Task details: Give every line of the data again, unchanged, but with no pictures.

BEGIN

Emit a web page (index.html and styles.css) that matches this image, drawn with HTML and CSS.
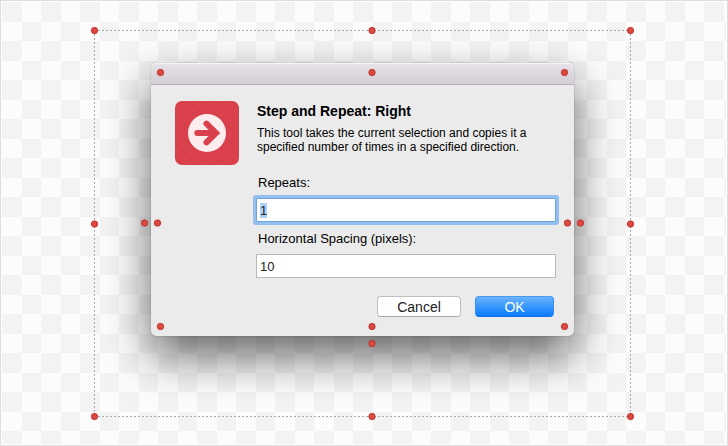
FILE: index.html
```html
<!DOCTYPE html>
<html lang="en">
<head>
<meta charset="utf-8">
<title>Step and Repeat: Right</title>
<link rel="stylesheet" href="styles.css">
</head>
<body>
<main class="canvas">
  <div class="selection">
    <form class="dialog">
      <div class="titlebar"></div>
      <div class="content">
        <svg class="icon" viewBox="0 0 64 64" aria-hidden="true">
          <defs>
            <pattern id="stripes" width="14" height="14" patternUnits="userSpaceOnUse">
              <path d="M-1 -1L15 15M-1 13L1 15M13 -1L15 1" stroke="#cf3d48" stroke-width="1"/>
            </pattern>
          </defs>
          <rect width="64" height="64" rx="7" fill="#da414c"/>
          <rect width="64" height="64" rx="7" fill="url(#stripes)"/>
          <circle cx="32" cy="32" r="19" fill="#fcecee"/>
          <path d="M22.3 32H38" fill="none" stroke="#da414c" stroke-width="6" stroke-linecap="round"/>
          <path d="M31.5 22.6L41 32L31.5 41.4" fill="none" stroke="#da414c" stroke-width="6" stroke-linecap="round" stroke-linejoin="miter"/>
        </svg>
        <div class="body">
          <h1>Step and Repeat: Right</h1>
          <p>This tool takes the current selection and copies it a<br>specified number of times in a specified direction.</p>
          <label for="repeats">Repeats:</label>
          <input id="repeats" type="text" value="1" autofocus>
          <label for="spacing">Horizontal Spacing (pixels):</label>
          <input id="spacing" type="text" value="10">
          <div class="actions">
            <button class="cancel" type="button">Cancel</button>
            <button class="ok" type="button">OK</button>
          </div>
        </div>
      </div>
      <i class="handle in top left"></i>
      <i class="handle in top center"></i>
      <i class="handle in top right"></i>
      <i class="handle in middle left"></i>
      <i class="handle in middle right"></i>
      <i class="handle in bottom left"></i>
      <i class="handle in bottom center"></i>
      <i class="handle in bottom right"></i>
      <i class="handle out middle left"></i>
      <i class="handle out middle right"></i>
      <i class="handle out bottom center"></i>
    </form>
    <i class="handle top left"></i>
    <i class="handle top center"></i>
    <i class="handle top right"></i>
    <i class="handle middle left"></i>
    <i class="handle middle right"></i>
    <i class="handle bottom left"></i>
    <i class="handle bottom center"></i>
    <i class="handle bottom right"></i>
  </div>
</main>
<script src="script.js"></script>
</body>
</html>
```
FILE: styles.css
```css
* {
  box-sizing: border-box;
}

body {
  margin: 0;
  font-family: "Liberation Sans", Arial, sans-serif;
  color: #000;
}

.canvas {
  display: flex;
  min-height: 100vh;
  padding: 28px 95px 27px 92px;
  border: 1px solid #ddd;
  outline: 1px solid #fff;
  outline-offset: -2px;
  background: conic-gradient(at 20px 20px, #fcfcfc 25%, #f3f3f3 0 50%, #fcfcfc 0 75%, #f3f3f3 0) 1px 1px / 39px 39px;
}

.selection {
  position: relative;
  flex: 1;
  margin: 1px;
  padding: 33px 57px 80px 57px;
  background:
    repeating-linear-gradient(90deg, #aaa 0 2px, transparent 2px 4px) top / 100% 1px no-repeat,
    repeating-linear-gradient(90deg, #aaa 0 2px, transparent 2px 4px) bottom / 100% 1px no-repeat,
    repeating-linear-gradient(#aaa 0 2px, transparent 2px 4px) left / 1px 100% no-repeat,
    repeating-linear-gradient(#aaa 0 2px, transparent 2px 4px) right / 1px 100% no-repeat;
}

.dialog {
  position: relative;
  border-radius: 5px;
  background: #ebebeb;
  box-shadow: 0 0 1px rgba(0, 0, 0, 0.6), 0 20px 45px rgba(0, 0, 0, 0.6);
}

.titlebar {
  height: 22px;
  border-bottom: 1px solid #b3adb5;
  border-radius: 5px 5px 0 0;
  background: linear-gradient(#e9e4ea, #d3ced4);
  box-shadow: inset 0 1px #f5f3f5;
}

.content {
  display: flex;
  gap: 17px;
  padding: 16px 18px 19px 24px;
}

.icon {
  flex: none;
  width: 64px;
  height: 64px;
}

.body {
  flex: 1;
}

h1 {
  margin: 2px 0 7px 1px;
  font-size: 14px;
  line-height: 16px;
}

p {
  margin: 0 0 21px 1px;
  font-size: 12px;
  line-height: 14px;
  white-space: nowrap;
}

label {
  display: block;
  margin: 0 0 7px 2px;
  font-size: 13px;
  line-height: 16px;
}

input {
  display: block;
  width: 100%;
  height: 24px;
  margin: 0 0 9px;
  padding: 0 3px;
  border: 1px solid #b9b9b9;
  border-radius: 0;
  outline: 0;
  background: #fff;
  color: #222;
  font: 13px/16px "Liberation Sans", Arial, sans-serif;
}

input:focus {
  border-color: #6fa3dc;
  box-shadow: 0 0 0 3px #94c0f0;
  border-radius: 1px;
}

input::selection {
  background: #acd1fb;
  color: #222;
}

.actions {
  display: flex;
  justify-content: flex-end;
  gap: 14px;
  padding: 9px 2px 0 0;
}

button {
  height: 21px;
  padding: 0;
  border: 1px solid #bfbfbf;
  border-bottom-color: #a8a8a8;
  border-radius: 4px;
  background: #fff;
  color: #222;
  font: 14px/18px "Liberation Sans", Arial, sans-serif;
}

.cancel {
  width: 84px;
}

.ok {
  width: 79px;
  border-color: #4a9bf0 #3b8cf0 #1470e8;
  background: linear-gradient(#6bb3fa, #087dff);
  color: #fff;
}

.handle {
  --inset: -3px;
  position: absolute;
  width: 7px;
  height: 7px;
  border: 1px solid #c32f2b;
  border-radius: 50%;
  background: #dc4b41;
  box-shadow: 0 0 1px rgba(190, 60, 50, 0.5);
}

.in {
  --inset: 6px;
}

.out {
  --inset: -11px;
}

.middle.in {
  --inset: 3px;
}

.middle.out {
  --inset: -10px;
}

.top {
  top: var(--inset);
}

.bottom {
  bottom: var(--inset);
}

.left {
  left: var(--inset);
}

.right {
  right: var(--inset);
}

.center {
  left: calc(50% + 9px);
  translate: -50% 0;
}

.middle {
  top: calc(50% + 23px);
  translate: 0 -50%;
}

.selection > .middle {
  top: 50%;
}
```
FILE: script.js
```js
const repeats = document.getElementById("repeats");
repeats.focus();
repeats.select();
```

END

Task solution:
Emit a web page (index.html and styles.css) that matches this image, drawn with HTML and CSS.
FILE: index.html
```html
<!DOCTYPE html>
<html lang="en">
<head>
<meta charset="utf-8">
<title>Step and Repeat: Right</title>
<link rel="stylesheet" href="styles.css">
</head>
<body>
<main class="canvas">
  <div class="selection">
    <form class="dialog">
      <div class="titlebar"></div>
      <div class="content">
        <svg class="icon" viewBox="0 0 64 64" aria-hidden="true">
          <defs>
            <pattern id="stripes" width="14" height="14" patternUnits="userSpaceOnUse">
              <path d="M-1 -1L15 15M-1 13L1 15M13 -1L15 1" stroke="#cf3d48" stroke-width="1"/>
            </pattern>
          </defs>
          <rect width="64" height="64" rx="7" fill="#da414c"/>
          <rect width="64" height="64" rx="7" fill="url(#stripes)"/>
          <circle cx="32" cy="32" r="19" fill="#fcecee"/>
          <path d="M22.3 32H38" fill="none" stroke="#da414c" stroke-width="6" stroke-linecap="round"/>
          <path d="M31.5 22.6L41 32L31.5 41.4" fill="none" stroke="#da414c" stroke-width="6" stroke-linecap="round" stroke-linejoin="miter"/>
        </svg>
        <div class="body">
          <h1>Step and Repeat: Right</h1>
          <p>This tool takes the current selection and copies it a<br>specified number of times in a specified direction.</p>
          <label for="repeats">Repeats:</label>
          <input id="repeats" type="text" value="1" autofocus>
          <label for="spacing">Horizontal Spacing (pixels):</label>
          <input id="spacing" type="text" value="10">
          <div class="actions">
            <button class="cancel" type="button">Cancel</button>
            <button class="ok" type="button">OK</button>
          </div>
        </div>
      </div>
      <i class="handle in top left"></i>
      <i class="handle in top center"></i>
      <i class="handle in top right"></i>
      <i class="handle in middle left"></i>
      <i class="handle in middle right"></i>
      <i class="handle in bottom left"></i>
      <i class="handle in bottom center"></i>
      <i class="handle in bottom right"></i>
      <i class="handle out middle left"></i>
      <i class="handle out middle right"></i>
      <i class="handle out bottom center"></i>
    </form>
    <i class="handle top left"></i>
    <i class="handle top center"></i>
    <i class="handle top right"></i>
    <i class="handle middle left"></i>
    <i class="handle middle right"></i>
    <i class="handle bottom left"></i>
    <i class="handle bottom center"></i>
    <i class="handle bottom right"></i>
  </div>
</main>
<script src="script.js"></script>
</body>
</html>
```
FILE: styles.css
```css
* {
  box-sizing: border-box;
}

body {
  margin: 0;
  font-family: "Liberation Sans", Arial, sans-serif;
  color: #000;
}

.canvas {
  display: flex;
  min-height: 100vh;
  padding: 28px 95px 27px 92px;
  border: 1px solid #ddd;
  outline: 1px solid #fff;
  outline-offset: -2px;
  background: conic-gradient(at 20px 20px, #fcfcfc 25%, #f3f3f3 0 50%, #fcfcfc 0 75%, #f3f3f3 0) 1px 1px / 39px 39px;
}

.selection {
  position: relative;
  flex: 1;
  margin: 1px;
  padding: 33px 57px 80px 57px;
  background:
    repeating-linear-gradient(90deg, #aaa 0 2px, transparent 2px 4px) top / 100% 1px no-repeat,
    repeating-linear-gradient(90deg, #aaa 0 2px, transparent 2px 4px) bottom / 100% 1px no-repeat,
    repeating-linear-gradient(#aaa 0 2px, transparent 2px 4px) left / 1px 100% no-repeat,
    repeating-linear-gradient(#aaa 0 2px, transparent 2px 4px) right / 1px 100% no-repeat;
}

.dialog {
  position: relative;
  border-radius: 5px;
  background: #ebebeb;
  box-shadow: 0 0 1px rgba(0, 0, 0, 0.6), 0 20px 45px rgba(0, 0, 0, 0.6);
}

.titlebar {
  height: 22px;
  border-bottom: 1px solid #b3adb5;
  border-radius: 5px 5px 0 0;
  background: linear-gradient(#e9e4ea, #d3ced4);
  box-shadow: inset 0 1px #f5f3f5;
}

.content {
  display: flex;
  gap: 17px;
  padding: 16px 18px 19px 24px;
}

.icon {
  flex: none;
  width: 64px;
  height: 64px;
}

.body {
  flex: 1;
}

h1 {
  margin: 2px 0 7px 1px;
  font-size: 14px;
  line-height: 16px;
}

p {
  margin: 0 0 21px 1px;
  font-size: 12px;
  line-height: 14px;
  white-space: nowrap;
}

label {
  display: block;
  margin: 0 0 7px 2px;
  font-size: 13px;
  line-height: 16px;
}

input {
  display: block;
  width: 100%;
  height: 24px;
  margin: 0 0 9px;
  padding: 0 3px;
  border: 1px solid #b9b9b9;
  border-radius: 0;
  outline: 0;
  background: #fff;
  color: #222;
  font: 13px/16px "Liberation Sans", Arial, sans-serif;
}

input:focus {
  border-color: #6fa3dc;
  box-shadow: 0 0 0 3px #94c0f0;
  border-radius: 1px;
}

input::selection {
  background: #acd1fb;
  color: #222;
}

.actions {
  display: flex;
  justify-content: flex-end;
  gap: 14px;
  padding: 9px 2px 0 0;
}

button {
  height: 21px;
  padding: 0;
  border: 1px solid #bfbfbf;
  border-bottom-color: #a8a8a8;
  border-radius: 4px;
  background: #fff;
  color: #222;
  font: 14px/18px "Liberation Sans", Arial, sans-serif;
}

.cancel {
  width: 84px;
}

.ok {
  width: 79px;
  border-color: #4a9bf0 #3b8cf0 #1470e8;
  background: linear-gradient(#6bb3fa, #087dff);
  color: #fff;
}

.handle {
  --inset: -3px;
  position: absolute;
  width: 7px;
  height: 7px;
  border: 1px solid #c32f2b;
  border-radius: 50%;
  background: #dc4b41;
  box-shadow: 0 0 1px rgba(190, 60, 50, 0.5);
}

.in {
  --inset: 6px;
}

.out {
  --inset: -11px;
}

.middle.in {
  --inset: 3px;
}

.middle.out {
  --inset: -10px;
}

.top {
  top: var(--inset);
}

.bottom {
  bottom: var(--inset);
}

.left {
  left: var(--inset);
}

.right {
  right: var(--inset);
}

.center {
  left: calc(50% + 9px);
  translate: -50% 0;
}

.middle {
  top: calc(50% + 23px);
  translate: 0 -50%;
}

.selection > .middle {
  top: 50%;
}
```
FILE: script.js
```js
const repeats = document.getElementById("repeats");
repeats.focus();
repeats.select();
```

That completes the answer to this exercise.